┌──

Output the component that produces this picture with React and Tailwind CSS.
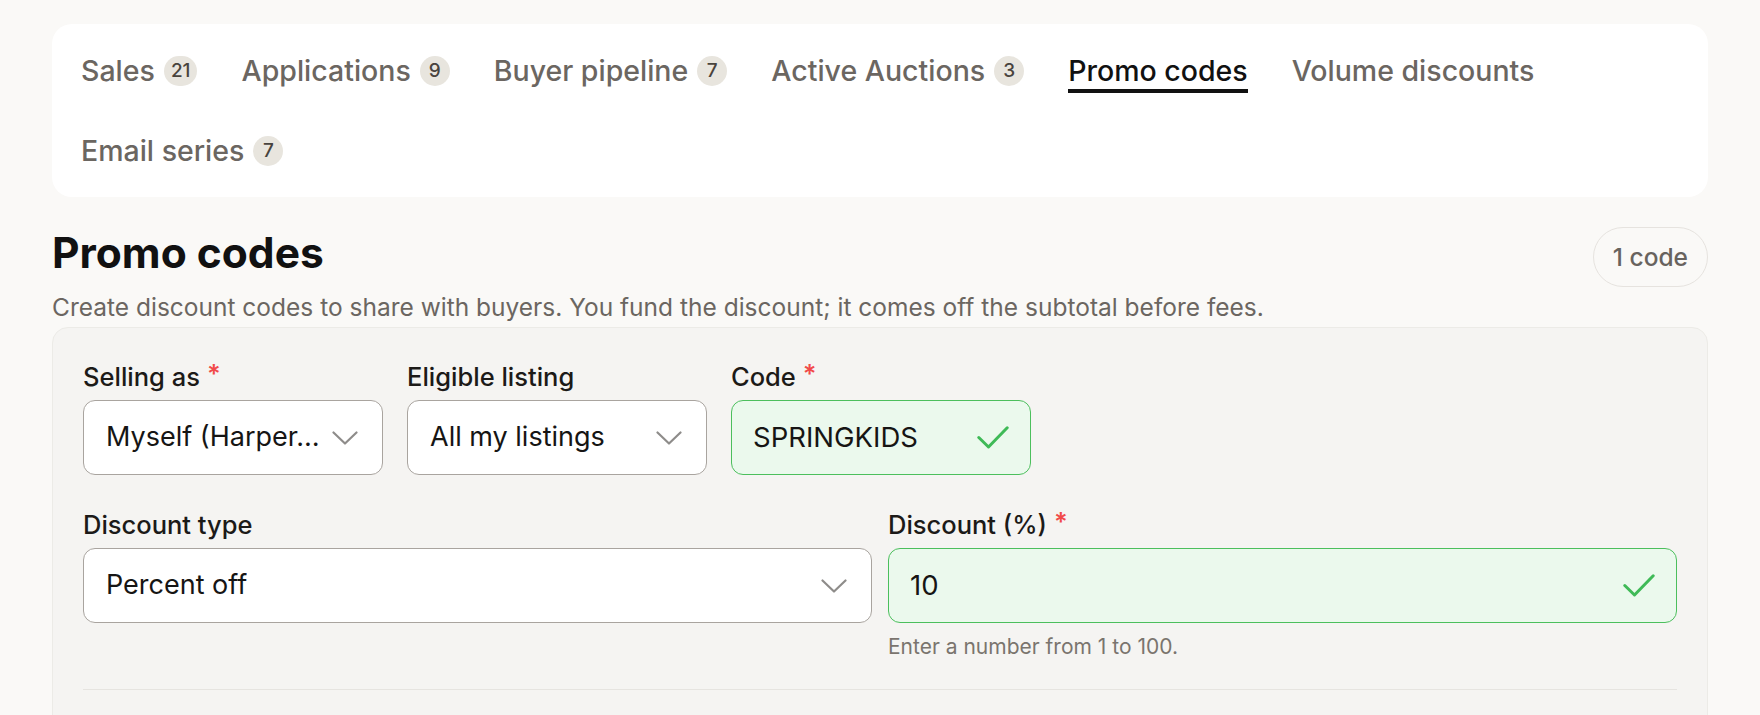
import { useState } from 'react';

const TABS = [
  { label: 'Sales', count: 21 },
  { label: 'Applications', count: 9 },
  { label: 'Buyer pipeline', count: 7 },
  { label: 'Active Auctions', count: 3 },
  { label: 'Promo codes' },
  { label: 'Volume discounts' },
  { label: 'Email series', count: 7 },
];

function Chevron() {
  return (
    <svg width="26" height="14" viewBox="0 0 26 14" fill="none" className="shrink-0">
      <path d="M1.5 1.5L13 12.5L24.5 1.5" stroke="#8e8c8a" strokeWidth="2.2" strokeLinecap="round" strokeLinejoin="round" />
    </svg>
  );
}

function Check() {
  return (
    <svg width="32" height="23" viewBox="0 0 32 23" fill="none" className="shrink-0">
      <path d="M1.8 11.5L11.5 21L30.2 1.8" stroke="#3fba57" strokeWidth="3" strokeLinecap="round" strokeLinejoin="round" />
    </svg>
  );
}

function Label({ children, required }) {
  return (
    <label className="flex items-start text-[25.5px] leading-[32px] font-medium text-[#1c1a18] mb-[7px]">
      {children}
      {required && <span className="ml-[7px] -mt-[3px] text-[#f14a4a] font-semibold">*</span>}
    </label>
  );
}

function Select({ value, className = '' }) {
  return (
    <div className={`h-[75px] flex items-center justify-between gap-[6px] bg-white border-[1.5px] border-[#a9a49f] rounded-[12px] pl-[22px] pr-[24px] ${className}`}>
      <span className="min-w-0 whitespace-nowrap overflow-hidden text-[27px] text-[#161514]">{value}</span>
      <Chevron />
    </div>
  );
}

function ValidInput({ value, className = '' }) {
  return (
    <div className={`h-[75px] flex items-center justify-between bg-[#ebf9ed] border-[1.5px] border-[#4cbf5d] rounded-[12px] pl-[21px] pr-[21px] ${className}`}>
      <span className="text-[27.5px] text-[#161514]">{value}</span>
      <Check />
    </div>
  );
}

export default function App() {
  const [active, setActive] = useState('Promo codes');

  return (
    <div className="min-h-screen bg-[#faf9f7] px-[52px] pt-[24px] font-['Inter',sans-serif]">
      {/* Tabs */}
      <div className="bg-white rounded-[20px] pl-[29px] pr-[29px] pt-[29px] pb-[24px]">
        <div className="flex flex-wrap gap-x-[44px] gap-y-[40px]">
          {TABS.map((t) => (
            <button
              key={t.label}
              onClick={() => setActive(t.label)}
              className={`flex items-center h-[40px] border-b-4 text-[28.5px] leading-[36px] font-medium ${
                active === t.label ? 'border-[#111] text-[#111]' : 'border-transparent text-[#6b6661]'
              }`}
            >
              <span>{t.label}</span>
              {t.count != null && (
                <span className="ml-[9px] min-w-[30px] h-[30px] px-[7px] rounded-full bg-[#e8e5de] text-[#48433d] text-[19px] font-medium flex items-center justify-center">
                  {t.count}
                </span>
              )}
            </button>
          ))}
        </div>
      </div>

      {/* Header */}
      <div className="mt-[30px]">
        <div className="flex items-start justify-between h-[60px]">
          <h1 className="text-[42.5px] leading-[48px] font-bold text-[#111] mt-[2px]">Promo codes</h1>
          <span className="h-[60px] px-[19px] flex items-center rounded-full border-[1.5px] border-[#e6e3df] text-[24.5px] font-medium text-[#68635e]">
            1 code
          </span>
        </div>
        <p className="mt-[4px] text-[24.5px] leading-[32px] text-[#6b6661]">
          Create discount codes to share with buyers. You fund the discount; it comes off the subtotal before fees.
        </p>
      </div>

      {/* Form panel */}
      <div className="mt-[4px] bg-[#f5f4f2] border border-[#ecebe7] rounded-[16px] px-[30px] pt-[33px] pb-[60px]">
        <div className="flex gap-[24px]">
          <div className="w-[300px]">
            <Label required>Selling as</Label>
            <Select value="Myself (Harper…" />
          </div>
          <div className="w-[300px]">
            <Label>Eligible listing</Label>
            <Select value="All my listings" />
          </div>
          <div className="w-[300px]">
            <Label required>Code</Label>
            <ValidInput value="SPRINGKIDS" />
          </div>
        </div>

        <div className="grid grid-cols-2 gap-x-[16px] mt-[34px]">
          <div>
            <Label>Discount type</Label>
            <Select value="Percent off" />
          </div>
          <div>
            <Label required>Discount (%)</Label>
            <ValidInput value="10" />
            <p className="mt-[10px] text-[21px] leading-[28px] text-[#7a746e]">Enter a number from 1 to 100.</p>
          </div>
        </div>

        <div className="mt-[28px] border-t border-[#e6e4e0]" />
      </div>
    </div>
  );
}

└──
┌──

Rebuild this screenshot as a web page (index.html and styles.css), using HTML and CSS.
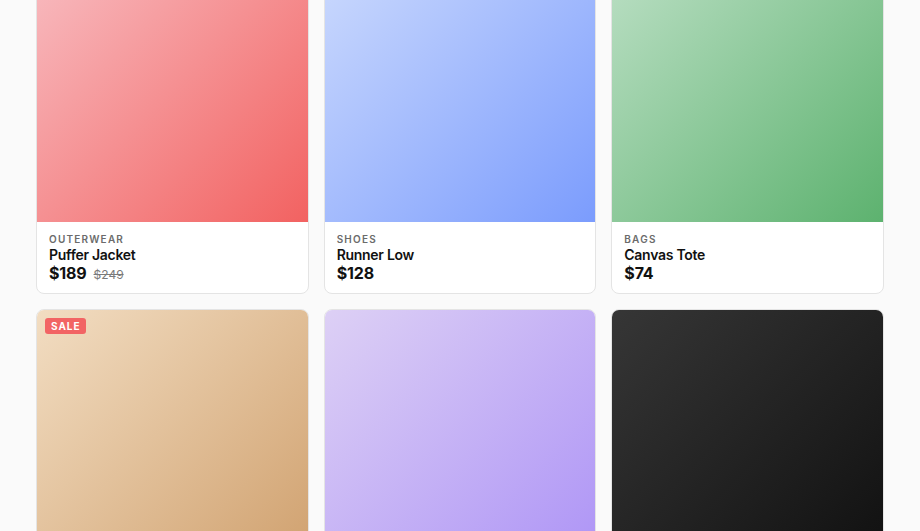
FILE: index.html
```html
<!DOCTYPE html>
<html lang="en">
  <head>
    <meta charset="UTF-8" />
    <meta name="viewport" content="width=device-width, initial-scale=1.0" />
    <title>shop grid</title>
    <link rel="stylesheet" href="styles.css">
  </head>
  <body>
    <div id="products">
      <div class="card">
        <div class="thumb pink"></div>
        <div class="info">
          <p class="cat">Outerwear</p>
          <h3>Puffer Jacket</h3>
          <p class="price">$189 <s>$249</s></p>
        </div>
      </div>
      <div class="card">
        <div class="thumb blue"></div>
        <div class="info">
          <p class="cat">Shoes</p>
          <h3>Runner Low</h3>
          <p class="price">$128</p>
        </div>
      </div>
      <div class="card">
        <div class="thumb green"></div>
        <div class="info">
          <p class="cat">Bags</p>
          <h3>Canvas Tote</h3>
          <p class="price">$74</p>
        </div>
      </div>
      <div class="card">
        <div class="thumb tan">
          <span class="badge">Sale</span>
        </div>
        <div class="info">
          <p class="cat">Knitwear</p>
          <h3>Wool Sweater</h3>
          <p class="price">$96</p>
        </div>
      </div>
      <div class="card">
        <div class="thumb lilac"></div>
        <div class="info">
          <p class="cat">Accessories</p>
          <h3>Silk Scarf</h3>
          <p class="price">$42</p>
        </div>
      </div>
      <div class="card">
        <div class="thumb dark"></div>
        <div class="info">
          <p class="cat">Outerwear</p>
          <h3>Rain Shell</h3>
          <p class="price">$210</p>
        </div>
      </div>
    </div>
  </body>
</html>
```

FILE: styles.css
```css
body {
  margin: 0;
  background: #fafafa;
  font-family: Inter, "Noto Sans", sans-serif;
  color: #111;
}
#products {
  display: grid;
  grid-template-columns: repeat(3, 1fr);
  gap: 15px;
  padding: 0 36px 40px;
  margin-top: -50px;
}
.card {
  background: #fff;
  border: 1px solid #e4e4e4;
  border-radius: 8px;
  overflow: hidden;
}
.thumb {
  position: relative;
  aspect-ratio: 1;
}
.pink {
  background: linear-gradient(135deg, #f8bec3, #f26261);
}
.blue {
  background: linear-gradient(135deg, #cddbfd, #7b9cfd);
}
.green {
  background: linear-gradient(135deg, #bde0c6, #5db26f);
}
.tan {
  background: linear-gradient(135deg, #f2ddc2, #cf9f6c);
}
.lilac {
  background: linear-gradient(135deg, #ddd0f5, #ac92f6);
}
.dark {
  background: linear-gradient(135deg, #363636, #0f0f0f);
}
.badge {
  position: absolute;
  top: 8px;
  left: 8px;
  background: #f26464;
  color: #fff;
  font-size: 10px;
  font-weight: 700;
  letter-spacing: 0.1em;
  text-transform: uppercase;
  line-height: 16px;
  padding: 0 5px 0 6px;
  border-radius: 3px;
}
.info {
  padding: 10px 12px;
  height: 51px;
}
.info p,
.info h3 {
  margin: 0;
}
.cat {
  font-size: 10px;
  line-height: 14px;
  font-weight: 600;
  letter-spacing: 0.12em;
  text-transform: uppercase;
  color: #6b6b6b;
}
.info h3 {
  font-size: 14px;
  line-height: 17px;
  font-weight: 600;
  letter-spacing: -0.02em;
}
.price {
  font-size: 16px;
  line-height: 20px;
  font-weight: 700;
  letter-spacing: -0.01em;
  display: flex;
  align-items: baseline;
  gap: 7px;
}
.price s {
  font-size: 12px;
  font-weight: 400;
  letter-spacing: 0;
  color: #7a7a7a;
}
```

└──
┌──

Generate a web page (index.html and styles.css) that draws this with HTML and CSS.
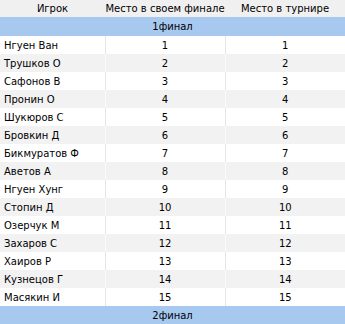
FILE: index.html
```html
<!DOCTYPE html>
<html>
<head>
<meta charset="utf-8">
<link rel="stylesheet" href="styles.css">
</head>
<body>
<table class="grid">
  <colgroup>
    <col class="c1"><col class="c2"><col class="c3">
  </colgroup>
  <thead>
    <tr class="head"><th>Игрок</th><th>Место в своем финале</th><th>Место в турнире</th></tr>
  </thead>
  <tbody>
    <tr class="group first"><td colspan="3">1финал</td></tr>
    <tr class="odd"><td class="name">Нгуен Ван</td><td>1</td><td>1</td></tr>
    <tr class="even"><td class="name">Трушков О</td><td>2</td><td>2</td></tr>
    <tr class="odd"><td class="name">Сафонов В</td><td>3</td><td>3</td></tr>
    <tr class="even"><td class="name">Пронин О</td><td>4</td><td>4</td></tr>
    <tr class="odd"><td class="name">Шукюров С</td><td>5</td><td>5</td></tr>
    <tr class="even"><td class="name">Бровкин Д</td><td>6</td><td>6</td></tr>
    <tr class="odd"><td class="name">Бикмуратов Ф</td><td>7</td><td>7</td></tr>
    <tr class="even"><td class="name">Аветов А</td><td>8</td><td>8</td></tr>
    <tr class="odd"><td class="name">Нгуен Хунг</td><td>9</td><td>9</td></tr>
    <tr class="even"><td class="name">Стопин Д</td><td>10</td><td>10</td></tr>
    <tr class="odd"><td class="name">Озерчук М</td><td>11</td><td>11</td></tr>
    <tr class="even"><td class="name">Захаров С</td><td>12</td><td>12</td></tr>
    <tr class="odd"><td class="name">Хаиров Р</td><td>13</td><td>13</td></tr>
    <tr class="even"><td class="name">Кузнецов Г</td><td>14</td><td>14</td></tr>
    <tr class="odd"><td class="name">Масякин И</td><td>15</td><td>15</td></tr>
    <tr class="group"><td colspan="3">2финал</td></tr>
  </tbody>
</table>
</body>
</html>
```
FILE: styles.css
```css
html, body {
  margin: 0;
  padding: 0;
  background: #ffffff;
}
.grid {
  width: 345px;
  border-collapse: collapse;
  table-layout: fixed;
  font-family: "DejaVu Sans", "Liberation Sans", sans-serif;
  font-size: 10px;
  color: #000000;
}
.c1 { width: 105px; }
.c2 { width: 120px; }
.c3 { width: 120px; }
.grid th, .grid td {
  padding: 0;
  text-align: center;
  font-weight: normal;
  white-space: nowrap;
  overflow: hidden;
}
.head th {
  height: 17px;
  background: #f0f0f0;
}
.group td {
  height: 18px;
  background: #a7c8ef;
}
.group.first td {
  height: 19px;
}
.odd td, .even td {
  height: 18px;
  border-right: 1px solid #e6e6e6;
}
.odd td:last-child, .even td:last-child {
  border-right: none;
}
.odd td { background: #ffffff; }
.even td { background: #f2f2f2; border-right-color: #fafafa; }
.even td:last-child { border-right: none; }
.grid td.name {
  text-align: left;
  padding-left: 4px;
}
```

└──

WHAT YOU WILL DO – Count the lines in the entries above that include the string "page", then give only that figure.

TASK ANSWER – 2